AWS_ACCOUNT_ID = "PLEASE_FILL_IN"

S3_PREFIX = "qwen-cli-example"
ECR_NAME = "qwen3-finetuning"
DOCKER_IMAGE_TAG = "pytorch2.8-cu129"
JOB_NAME = "qwen3-4b-thinking-2507-fsdp"

IMAGE_URI = f"{AWS_ACCOUNT_ID}.dkr.ecr.{AWS_REGION}.amazonaws.com/{ECR_NAME}:{DOCKER_IMAGE_TAG}"

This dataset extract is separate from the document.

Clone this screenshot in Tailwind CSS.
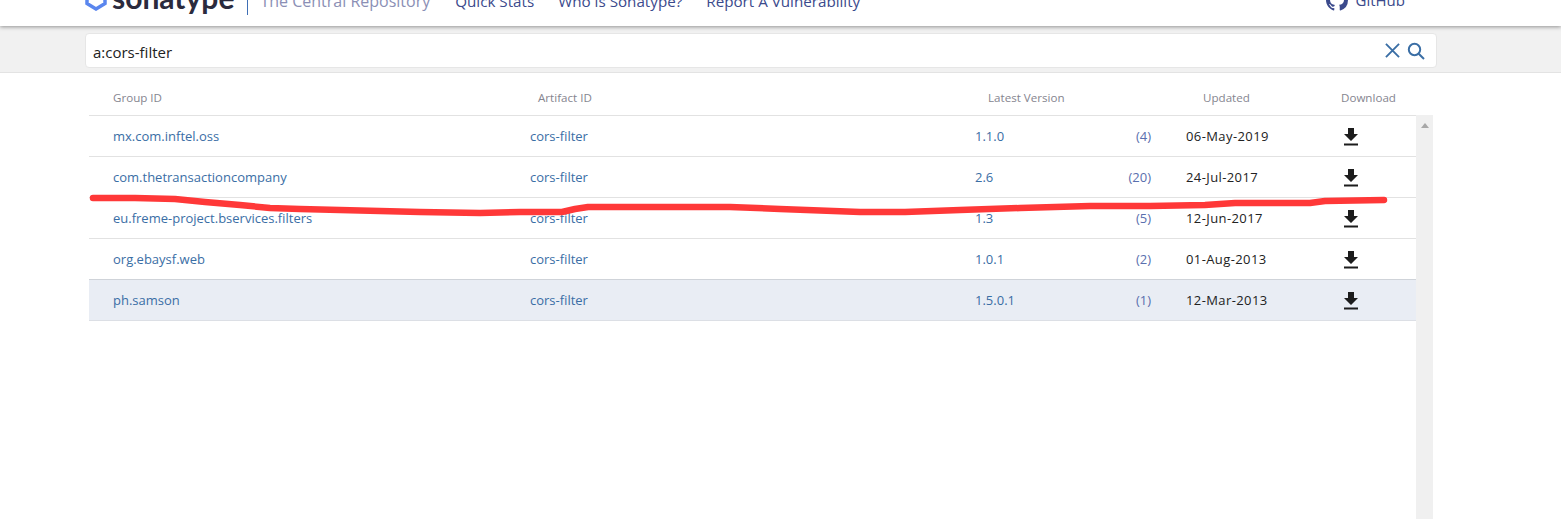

### Define the training job

In [None]:
pytorch_job = HyperPodPytorchJob(
    metadata=Metadata(name=JOB_NAME, namespace="default"),
    nproc_per_node="4",
    replica_specs=[
        ReplicaSpec(
            name="pod",
            replicas=2,
            template=Template(
                spec=Spec(
                    containers=[
                        Containers(
                            name="training-container",
                            image=IMAGE_URI,
                            image_pull_policy="IfNotPresent",
                            command=["hyperpodrun", "--nnodes=2:2", "--nproc_per_node=4", f"/data/{S3_PREFIX}/scripts/train.py"],
                            args=["--config", f"/data/{S3_PREFIX}/scripts/args.yaml"],
                            env=[
                                {"name": "LOGLEVEL", "value": "INFO"},
                                {"name": "PYTORCH_CUDA_ALLOC_CONF", "value": "expandable_segments:True"},
                                {"name": "NCCL_DEBUG", "value": "INFO"},
                                {"name": "NCCL_SOCKET_IFNAME", "value": "^lo"},
                                {"name": "TORCH_NCCL_ASYNC_ERROR_HANDLING", "value": "1"},
                                {"name": "FI_PROVIDER", "value": "efa"},
                                {"name": "FI_EFA_FORK_SAFE", "value": "1"},
                                {"name": "NCCL_PROTO", "value": "simple"},
                            ],
                            resources=Resources(
                                requests={"nvidia.com/gpu": "4"},
                                limits={"nvidia.com/gpu": "4"},
                            ),
                            volume_mounts=[
                                VolumeMounts(name="shmem", mount_path="/dev/shm"),
                                VolumeMounts(name="local", mount_path="/local"),
                                VolumeMounts(name="fsx-volume", mount_path="/data"),
                            ],
                        )
                    ],
                    volumes=[
                        Volumes(name="shmem", host_path={"path": "/dev/shm"}),
                        Volumes(name="local", host_path={"path": "/mnt/k8s-disks/0"}),
                        Volumes(name="fsx-volume", persistent_volume_claim={"claim_name": "fsx-claim"}),
                    ]
                )
            ),
        )
    ],
    run_policy=RunPolicy(
        clean_pod_policy="None",
        job_max_retry_count=100
    ),
)

### Submit the training job to the HyperPod cluster

In [None]:
pytorch_job.create()

### Monitor the job status

In [None]:
print("List all jobs:")
print(HyperPodPytorchJob.list())

print("\nRefresh job and check status:")
pytorch_job.refresh()
print(pytorch_job.status)

### List pods and show the training logs

In [None]:
print("List all pods:")
print(pytorch_job.list_pods())

print("\nLogs from pod-0:")
print(pytorch_job.get_logs_from_pod(f"{JOB_NAME}-pod-0"))

### Delete the Job

In [None]:
pytorch_job.delete()